* **What is being asked**: Tally every line of the material that includes "React", then give the tally and nothing else.

* **Collected data**:
==================================================

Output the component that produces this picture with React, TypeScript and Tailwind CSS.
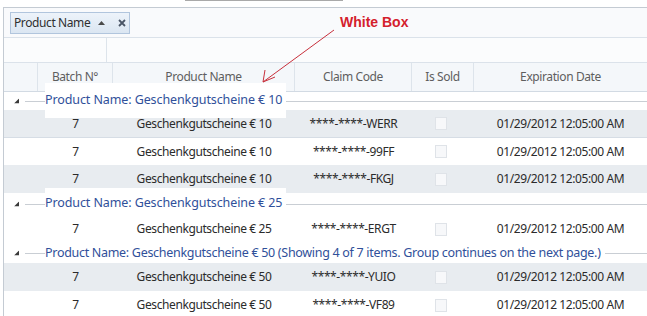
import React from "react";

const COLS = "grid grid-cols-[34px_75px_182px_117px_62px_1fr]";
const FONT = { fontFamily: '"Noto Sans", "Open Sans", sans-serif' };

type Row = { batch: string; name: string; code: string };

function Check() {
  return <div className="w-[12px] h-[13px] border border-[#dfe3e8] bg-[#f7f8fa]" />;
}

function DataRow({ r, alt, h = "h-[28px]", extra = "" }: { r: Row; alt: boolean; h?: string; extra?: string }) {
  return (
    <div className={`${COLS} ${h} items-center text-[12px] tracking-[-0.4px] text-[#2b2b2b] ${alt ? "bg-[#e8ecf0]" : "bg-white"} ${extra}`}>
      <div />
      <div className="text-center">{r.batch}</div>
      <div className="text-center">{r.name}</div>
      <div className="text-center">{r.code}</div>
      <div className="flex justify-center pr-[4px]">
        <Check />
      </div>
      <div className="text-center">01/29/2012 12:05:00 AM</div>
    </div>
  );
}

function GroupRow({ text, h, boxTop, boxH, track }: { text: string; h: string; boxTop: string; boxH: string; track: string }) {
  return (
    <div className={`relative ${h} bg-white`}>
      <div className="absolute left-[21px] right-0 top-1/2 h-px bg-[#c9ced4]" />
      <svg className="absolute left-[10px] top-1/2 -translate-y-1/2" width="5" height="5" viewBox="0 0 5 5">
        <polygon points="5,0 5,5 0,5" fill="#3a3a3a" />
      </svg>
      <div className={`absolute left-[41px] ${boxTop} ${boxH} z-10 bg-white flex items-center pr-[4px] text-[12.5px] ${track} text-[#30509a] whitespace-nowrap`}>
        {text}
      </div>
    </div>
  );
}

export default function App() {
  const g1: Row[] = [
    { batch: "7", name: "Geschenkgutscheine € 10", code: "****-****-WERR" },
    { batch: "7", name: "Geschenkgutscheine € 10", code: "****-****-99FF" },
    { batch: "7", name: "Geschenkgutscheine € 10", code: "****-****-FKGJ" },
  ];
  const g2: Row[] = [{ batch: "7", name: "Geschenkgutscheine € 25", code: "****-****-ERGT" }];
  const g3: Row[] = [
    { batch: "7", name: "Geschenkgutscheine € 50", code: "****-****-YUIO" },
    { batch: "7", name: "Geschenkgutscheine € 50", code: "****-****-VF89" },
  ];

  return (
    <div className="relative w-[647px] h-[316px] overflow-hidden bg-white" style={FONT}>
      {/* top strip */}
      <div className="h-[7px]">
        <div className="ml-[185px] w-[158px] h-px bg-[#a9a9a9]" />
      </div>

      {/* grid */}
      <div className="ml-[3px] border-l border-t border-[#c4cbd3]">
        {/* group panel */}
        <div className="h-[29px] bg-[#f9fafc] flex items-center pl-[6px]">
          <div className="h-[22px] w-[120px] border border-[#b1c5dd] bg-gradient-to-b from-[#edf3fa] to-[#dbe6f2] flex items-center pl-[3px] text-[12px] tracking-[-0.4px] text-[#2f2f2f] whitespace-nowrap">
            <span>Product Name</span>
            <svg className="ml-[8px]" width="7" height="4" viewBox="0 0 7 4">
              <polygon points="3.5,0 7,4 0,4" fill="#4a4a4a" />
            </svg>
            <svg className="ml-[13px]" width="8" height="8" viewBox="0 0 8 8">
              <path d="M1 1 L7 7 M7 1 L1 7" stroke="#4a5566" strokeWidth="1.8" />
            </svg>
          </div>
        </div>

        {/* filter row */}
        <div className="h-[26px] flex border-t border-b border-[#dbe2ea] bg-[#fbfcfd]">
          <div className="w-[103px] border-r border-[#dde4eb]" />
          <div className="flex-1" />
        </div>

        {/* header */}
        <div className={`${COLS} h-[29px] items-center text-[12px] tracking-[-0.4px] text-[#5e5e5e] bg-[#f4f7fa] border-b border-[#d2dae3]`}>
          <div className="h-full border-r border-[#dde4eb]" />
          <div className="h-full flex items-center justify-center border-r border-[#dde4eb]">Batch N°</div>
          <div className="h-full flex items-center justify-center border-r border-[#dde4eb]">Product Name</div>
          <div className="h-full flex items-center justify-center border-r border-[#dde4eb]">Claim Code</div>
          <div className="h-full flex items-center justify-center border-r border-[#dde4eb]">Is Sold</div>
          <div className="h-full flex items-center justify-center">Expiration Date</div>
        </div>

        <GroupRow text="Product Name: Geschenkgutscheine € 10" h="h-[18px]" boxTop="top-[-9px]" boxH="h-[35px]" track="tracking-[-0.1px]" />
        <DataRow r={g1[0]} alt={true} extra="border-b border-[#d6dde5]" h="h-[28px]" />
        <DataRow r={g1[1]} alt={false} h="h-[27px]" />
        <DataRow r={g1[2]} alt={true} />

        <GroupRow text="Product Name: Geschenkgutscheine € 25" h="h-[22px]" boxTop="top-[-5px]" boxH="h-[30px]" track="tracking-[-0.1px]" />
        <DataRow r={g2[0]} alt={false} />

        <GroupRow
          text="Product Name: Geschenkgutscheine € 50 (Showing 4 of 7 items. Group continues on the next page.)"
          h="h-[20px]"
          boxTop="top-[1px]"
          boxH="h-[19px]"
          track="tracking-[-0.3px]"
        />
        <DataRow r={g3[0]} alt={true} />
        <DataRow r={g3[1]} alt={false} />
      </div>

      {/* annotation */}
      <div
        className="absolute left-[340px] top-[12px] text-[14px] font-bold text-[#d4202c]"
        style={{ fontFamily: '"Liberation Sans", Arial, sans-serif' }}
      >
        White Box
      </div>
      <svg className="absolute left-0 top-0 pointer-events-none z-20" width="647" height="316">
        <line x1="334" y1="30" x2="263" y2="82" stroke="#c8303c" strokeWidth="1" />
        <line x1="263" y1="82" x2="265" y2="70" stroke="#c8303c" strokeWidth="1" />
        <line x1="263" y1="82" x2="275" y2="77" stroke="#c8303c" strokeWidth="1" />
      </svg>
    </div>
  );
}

==================================================

* **The completed task**: 2